### EXERCISE BRIEF
The line containing "background: #fbfbfb;" marks the end: extract everything from the first line of the data through that line, exactly, with no pictures.

>> Start DATASET SECTION

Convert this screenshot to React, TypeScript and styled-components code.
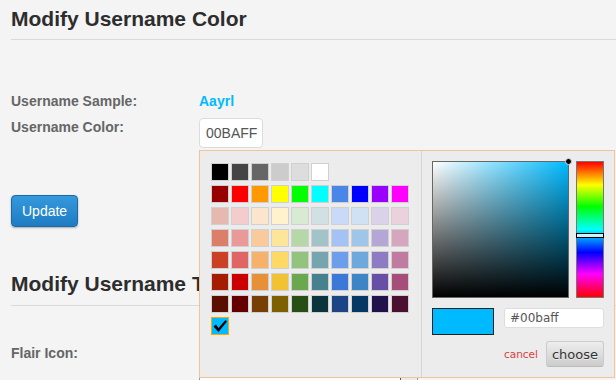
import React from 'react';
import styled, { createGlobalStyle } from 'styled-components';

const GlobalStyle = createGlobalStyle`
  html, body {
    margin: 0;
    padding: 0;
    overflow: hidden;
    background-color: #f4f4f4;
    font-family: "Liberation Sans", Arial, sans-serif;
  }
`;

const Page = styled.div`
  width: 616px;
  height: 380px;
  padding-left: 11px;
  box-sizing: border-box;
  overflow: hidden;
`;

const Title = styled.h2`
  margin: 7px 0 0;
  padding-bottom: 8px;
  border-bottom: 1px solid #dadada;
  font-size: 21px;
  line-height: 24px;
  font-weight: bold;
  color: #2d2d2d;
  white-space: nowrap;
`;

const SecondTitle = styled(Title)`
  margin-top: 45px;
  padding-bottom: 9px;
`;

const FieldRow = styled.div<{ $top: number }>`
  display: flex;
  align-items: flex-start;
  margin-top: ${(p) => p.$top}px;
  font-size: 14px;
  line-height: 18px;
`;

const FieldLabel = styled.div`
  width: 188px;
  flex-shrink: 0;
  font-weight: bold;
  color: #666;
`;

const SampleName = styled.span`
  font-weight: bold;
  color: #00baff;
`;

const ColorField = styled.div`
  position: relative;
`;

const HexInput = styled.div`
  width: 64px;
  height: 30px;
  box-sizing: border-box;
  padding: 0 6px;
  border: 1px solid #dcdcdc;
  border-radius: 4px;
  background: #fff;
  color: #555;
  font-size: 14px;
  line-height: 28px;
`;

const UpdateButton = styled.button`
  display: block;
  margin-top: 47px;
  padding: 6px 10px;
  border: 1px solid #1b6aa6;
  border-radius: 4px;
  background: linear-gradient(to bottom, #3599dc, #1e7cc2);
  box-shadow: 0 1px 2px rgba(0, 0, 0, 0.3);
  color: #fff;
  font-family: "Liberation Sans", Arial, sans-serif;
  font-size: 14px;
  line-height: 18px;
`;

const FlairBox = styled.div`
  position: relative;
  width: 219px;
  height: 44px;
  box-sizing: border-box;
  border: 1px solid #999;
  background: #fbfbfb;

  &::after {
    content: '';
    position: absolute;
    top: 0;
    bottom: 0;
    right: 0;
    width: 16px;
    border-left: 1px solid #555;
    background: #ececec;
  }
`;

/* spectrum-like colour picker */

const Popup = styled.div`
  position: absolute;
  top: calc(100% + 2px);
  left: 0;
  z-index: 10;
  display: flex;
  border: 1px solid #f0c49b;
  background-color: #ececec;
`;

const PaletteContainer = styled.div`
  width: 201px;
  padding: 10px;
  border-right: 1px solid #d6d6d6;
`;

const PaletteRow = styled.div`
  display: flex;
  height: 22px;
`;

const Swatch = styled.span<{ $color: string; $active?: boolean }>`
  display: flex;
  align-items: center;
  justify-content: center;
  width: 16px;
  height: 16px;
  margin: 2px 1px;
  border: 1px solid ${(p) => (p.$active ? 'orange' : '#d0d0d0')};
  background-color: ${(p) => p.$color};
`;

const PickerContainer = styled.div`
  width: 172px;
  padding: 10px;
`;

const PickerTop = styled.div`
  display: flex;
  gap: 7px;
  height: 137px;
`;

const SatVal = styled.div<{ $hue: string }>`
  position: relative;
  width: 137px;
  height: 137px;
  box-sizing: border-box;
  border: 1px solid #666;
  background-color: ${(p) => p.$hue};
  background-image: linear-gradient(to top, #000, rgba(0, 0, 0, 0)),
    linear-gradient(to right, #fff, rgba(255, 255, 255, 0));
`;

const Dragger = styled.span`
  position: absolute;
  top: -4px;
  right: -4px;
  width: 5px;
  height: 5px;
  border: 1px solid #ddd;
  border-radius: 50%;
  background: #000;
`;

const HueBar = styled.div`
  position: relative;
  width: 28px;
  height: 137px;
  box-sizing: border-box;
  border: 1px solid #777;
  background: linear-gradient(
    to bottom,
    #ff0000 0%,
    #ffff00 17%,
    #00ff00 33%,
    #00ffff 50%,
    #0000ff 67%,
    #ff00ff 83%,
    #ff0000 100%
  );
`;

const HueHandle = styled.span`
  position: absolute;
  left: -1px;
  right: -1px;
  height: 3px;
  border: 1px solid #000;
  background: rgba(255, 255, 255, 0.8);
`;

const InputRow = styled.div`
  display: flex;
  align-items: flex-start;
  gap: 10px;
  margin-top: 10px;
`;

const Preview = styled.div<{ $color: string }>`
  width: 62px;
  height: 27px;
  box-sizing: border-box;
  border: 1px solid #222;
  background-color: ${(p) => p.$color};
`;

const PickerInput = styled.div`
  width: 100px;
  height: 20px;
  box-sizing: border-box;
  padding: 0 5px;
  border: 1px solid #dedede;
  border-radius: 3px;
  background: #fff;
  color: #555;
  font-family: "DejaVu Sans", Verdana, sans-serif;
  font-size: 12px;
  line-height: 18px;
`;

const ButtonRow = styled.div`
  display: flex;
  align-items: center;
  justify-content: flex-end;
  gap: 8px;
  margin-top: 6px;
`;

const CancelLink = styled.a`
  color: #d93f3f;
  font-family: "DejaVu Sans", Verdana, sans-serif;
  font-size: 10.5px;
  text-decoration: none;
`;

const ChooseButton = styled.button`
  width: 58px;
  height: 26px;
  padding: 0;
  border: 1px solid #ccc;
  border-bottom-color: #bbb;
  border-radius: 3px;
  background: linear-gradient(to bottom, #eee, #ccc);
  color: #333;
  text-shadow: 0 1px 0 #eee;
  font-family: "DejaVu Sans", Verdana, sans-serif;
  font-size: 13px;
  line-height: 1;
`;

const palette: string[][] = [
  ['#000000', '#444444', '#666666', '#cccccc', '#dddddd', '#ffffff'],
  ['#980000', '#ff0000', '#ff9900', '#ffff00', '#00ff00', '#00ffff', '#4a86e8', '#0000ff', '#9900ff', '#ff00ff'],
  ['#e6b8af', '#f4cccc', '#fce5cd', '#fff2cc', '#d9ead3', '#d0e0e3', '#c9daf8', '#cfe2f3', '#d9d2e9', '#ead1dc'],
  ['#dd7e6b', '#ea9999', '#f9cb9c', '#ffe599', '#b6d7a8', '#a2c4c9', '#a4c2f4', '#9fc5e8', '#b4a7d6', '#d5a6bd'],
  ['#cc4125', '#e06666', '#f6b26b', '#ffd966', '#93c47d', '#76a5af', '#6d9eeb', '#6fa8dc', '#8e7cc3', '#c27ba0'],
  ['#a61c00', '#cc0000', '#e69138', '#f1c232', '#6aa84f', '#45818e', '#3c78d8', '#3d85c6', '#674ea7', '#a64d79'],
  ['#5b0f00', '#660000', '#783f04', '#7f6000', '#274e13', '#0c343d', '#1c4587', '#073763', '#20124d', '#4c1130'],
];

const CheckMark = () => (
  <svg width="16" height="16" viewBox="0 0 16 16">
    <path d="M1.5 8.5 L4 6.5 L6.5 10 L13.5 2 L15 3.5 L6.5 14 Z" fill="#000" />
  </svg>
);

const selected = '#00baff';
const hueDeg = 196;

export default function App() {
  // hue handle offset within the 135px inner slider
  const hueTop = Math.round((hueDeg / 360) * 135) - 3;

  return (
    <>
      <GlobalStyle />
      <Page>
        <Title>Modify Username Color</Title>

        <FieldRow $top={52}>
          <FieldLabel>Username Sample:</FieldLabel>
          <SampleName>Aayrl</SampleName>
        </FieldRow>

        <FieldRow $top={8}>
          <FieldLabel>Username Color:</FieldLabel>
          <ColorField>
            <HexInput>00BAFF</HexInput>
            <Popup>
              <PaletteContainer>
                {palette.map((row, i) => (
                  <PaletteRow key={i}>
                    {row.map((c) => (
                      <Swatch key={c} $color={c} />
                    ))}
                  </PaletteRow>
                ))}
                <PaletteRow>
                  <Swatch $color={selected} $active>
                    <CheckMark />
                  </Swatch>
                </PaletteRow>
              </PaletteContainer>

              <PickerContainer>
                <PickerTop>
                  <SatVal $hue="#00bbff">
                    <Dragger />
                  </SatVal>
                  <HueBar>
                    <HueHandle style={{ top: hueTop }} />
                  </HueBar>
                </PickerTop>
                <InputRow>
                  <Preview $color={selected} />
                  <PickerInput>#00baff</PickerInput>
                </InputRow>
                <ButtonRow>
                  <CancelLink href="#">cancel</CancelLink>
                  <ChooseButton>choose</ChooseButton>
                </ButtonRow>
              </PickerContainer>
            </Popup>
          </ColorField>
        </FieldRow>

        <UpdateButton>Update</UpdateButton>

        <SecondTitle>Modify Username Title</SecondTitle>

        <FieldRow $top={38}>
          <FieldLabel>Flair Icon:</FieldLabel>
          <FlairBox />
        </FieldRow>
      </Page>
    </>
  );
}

>> End DATASET SECTION

### REPLY TO THE EXERCISE
Convert this screenshot to React, TypeScript and styled-components code.
import React from 'react';
import styled, { createGlobalStyle } from 'styled-components';

const GlobalStyle = createGlobalStyle`
  html, body {
    margin: 0;
    padding: 0;
    overflow: hidden;
    background-color: #f4f4f4;
    font-family: "Liberation Sans", Arial, sans-serif;
  }
`;

const Page = styled.div`
  width: 616px;
  height: 380px;
  padding-left: 11px;
  box-sizing: border-box;
  overflow: hidden;
`;

const Title = styled.h2`
  margin: 7px 0 0;
  padding-bottom: 8px;
  border-bottom: 1px solid #dadada;
  font-size: 21px;
  line-height: 24px;
  font-weight: bold;
  color: #2d2d2d;
  white-space: nowrap;
`;

const SecondTitle = styled(Title)`
  margin-top: 45px;
  padding-bottom: 9px;
`;

const FieldRow = styled.div<{ $top: number }>`
  display: flex;
  align-items: flex-start;
  margin-top: ${(p) => p.$top}px;
  font-size: 14px;
  line-height: 18px;
`;

const FieldLabel = styled.div`
  width: 188px;
  flex-shrink: 0;
  font-weight: bold;
  color: #666;
`;

const SampleName = styled.span`
  font-weight: bold;
  color: #00baff;
`;

const ColorField = styled.div`
  position: relative;
`;

const HexInput = styled.div`
  width: 64px;
  height: 30px;
  box-sizing: border-box;
  padding: 0 6px;
  border: 1px solid #dcdcdc;
  border-radius: 4px;
  background: #fff;
  color: #555;
  font-size: 14px;
  line-height: 28px;
`;

const UpdateButton = styled.button`
  display: block;
  margin-top: 47px;
  padding: 6px 10px;
  border: 1px solid #1b6aa6;
  border-radius: 4px;
  background: linear-gradient(to bottom, #3599dc, #1e7cc2);
  box-shadow: 0 1px 2px rgba(0, 0, 0, 0.3);
  color: #fff;
  font-family: "Liberation Sans", Arial, sans-serif;
  font-size: 14px;
  line-height: 18px;
`;

const FlairBox = styled.div`
  position: relative;
  width: 219px;
  height: 44px;
  box-sizing: border-box;
  border: 1px solid #999;
  background: #fbfbfb;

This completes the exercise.